## INSTRUCTIONS FOR THE TASK
Copy every line of the data in which the word "screenshot" occurs.

(Records from a collection)
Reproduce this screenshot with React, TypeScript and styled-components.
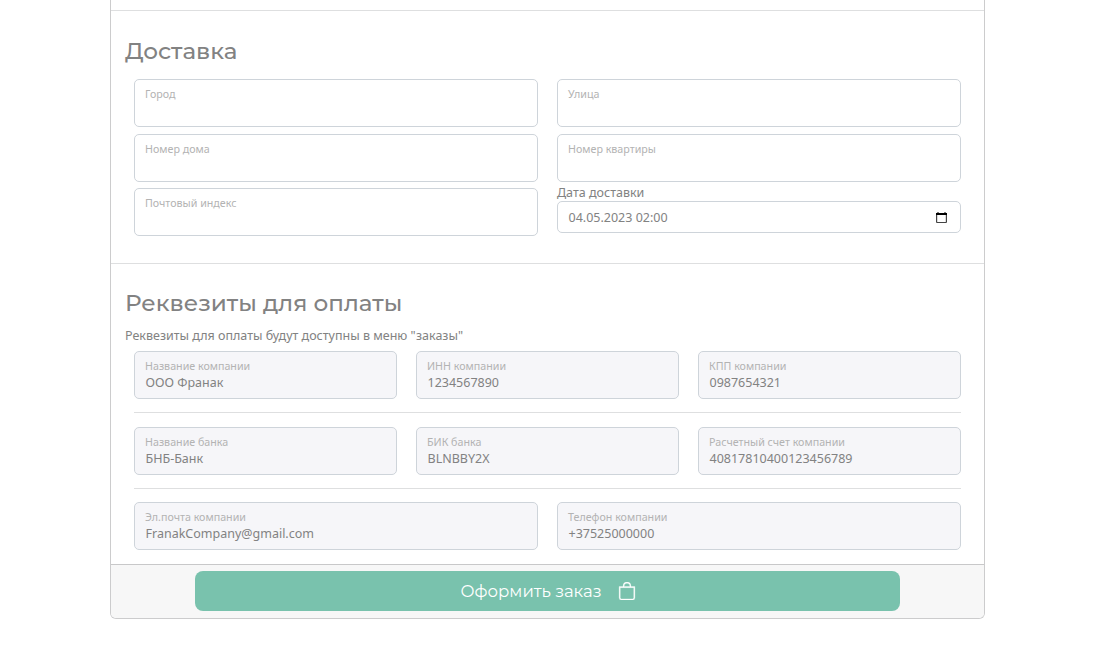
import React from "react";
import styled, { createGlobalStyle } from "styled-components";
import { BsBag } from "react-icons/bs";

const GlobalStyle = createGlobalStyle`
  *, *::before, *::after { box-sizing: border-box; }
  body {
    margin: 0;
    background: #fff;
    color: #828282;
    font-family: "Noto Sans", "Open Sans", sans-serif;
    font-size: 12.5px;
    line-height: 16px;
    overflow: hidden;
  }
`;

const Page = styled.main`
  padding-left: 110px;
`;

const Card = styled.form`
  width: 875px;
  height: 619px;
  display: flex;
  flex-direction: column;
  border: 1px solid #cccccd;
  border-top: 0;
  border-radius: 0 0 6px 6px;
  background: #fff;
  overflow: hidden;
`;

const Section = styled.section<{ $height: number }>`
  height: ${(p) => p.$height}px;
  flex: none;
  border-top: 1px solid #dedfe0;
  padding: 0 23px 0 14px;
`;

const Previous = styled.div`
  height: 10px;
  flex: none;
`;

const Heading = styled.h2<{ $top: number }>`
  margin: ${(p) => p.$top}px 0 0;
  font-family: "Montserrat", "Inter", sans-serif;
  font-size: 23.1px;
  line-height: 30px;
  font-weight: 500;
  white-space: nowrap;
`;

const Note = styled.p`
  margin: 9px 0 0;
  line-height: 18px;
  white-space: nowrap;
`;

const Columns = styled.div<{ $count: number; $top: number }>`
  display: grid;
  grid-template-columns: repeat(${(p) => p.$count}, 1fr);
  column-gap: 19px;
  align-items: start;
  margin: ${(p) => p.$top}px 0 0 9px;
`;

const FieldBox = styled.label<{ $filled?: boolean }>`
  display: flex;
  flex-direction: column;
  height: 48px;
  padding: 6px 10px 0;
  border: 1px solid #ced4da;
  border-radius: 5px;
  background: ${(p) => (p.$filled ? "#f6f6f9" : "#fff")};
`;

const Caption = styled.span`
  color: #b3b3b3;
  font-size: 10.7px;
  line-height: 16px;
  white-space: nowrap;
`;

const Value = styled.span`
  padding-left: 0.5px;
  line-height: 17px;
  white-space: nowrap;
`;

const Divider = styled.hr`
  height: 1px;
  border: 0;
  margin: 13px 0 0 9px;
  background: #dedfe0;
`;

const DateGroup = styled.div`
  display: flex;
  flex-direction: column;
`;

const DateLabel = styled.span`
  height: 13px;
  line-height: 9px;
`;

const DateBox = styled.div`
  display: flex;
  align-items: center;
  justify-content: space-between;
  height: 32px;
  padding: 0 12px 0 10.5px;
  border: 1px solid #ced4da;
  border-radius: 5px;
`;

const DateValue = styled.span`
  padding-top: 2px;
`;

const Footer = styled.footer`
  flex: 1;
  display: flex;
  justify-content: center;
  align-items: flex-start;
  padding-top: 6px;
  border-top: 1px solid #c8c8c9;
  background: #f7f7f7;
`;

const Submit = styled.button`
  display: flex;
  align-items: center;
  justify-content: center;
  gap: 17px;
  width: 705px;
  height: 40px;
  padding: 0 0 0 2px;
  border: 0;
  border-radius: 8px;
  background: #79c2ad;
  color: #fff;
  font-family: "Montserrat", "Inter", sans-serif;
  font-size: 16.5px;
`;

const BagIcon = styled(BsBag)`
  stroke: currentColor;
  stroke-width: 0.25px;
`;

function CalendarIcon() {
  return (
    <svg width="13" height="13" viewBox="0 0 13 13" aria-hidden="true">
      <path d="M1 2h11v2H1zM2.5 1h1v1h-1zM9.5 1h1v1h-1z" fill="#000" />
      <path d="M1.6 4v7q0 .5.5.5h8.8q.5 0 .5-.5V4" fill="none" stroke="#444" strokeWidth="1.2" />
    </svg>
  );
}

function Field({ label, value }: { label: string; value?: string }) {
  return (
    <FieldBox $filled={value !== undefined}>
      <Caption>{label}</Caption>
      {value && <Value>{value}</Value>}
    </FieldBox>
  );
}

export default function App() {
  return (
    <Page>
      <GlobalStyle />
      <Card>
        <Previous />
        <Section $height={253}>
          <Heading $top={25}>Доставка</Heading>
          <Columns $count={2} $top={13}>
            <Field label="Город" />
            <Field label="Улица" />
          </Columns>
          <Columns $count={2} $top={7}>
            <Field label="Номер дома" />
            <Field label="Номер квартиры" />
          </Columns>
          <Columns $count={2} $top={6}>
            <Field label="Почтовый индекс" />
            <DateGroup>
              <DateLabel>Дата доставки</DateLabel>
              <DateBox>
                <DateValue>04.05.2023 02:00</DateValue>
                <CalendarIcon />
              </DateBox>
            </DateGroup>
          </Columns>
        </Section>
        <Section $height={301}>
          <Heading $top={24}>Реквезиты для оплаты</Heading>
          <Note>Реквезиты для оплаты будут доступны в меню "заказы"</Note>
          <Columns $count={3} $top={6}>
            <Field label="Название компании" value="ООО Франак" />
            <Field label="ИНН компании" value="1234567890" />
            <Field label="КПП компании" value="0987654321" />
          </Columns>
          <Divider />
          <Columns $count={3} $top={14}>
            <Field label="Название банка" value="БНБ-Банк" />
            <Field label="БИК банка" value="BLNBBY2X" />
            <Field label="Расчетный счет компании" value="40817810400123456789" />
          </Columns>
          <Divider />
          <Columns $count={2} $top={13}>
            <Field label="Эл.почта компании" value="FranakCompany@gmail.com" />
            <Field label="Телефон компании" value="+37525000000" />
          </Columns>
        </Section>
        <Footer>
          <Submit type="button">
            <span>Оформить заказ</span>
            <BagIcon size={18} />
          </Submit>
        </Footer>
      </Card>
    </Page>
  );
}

---

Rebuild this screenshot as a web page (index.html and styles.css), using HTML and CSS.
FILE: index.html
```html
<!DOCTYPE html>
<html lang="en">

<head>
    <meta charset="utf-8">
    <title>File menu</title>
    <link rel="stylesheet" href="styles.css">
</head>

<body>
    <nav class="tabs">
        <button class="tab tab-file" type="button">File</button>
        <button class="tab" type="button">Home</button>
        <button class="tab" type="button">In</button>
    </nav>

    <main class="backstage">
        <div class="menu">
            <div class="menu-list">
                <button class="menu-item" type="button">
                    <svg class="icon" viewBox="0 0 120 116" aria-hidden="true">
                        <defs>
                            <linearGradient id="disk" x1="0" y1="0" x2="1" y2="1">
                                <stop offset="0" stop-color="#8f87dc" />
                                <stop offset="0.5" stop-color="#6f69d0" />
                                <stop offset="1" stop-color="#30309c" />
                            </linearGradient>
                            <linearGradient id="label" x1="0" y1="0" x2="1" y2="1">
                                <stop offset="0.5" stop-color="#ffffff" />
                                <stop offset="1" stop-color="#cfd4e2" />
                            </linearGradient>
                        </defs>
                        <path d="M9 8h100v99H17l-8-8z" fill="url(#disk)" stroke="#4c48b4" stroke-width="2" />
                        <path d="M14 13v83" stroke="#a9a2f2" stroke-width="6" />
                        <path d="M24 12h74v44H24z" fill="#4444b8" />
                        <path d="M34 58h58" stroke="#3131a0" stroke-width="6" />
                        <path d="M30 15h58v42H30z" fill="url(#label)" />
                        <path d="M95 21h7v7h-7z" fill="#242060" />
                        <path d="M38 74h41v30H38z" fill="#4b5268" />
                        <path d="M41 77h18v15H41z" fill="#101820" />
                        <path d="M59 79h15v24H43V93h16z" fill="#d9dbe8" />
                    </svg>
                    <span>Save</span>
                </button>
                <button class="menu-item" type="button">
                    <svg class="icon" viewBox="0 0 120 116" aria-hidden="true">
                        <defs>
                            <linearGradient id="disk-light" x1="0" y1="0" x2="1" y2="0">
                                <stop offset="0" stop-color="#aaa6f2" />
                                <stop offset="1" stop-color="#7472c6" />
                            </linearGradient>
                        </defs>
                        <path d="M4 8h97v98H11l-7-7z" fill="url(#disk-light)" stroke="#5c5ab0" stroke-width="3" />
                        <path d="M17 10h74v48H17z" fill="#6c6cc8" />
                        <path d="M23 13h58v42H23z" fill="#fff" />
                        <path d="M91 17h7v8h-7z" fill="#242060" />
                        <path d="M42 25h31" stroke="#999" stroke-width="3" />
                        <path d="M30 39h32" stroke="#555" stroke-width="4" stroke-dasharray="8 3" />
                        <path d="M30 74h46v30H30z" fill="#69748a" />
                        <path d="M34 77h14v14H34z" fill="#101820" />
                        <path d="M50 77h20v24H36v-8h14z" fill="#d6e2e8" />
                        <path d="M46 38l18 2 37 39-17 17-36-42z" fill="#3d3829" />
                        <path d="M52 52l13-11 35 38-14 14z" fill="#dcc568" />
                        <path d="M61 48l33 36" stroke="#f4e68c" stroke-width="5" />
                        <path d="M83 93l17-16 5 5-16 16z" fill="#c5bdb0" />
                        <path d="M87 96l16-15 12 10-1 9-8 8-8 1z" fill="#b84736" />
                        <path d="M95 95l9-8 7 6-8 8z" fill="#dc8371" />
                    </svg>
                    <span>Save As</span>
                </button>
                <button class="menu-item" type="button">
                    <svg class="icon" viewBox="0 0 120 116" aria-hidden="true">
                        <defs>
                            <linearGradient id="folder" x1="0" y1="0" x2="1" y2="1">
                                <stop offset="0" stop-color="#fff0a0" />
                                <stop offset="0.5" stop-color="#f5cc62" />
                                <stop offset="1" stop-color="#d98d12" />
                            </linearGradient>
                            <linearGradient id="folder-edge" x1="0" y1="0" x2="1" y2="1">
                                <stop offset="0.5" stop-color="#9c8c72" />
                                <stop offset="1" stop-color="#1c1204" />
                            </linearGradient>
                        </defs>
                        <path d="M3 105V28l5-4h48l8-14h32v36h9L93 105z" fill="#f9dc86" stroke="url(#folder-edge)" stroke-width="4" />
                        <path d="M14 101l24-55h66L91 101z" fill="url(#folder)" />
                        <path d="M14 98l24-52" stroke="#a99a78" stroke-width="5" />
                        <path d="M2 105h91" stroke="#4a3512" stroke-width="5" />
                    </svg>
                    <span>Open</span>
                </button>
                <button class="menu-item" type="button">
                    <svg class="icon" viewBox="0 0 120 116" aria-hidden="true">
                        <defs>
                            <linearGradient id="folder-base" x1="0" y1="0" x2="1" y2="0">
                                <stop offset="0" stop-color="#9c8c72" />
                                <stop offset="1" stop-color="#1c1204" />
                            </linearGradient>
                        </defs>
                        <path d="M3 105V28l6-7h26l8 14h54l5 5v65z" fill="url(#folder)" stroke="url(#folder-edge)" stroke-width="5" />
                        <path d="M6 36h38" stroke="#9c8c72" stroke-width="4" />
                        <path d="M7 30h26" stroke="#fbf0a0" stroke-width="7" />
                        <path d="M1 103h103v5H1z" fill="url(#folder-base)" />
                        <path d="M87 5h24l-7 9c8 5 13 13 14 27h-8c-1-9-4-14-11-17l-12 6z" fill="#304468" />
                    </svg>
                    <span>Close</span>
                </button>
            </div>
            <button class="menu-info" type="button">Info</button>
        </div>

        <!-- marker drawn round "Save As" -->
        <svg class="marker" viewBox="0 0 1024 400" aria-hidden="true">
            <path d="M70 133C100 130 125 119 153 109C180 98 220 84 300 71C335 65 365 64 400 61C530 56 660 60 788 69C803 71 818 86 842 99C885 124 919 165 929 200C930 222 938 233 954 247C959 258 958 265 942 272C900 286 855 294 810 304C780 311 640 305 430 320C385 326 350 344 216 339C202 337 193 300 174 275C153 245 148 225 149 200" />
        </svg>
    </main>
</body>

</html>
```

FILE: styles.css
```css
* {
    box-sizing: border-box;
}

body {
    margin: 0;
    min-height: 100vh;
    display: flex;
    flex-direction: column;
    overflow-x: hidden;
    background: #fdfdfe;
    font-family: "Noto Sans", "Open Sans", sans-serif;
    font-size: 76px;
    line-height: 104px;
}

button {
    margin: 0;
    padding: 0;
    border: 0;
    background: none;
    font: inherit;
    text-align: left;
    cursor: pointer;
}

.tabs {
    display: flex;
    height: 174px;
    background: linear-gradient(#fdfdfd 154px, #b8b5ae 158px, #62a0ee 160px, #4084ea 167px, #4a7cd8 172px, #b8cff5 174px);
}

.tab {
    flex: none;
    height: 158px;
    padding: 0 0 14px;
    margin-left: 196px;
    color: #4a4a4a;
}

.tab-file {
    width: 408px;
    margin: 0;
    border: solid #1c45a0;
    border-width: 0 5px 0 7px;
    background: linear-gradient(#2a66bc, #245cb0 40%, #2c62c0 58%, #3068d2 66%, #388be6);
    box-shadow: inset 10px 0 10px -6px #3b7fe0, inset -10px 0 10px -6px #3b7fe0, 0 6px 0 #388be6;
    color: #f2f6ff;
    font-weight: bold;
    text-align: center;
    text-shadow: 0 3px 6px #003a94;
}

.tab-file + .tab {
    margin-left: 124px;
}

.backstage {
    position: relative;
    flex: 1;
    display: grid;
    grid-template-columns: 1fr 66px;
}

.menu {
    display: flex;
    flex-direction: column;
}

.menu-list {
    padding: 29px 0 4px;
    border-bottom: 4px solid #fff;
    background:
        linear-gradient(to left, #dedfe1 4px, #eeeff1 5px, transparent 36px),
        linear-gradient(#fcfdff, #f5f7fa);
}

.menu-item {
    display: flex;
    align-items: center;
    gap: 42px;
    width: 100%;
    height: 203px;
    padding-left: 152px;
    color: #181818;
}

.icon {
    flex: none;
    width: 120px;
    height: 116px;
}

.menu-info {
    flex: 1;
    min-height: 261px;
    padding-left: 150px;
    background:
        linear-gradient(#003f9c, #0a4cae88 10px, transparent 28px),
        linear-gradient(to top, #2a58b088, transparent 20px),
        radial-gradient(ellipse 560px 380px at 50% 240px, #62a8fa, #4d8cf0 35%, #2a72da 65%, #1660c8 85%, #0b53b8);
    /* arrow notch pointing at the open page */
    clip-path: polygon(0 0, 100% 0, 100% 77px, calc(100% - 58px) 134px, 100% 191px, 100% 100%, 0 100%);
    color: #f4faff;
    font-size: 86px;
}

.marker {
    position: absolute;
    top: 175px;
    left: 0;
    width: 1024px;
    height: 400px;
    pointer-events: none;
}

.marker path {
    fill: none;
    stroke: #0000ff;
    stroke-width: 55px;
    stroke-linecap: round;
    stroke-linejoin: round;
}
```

## EXPECTED OUTPUT
Reproduce this screenshot with React, TypeScript and styled-components.
Rebuild this screenshot as a web page (index.html and styles.css), using HTML and CSS.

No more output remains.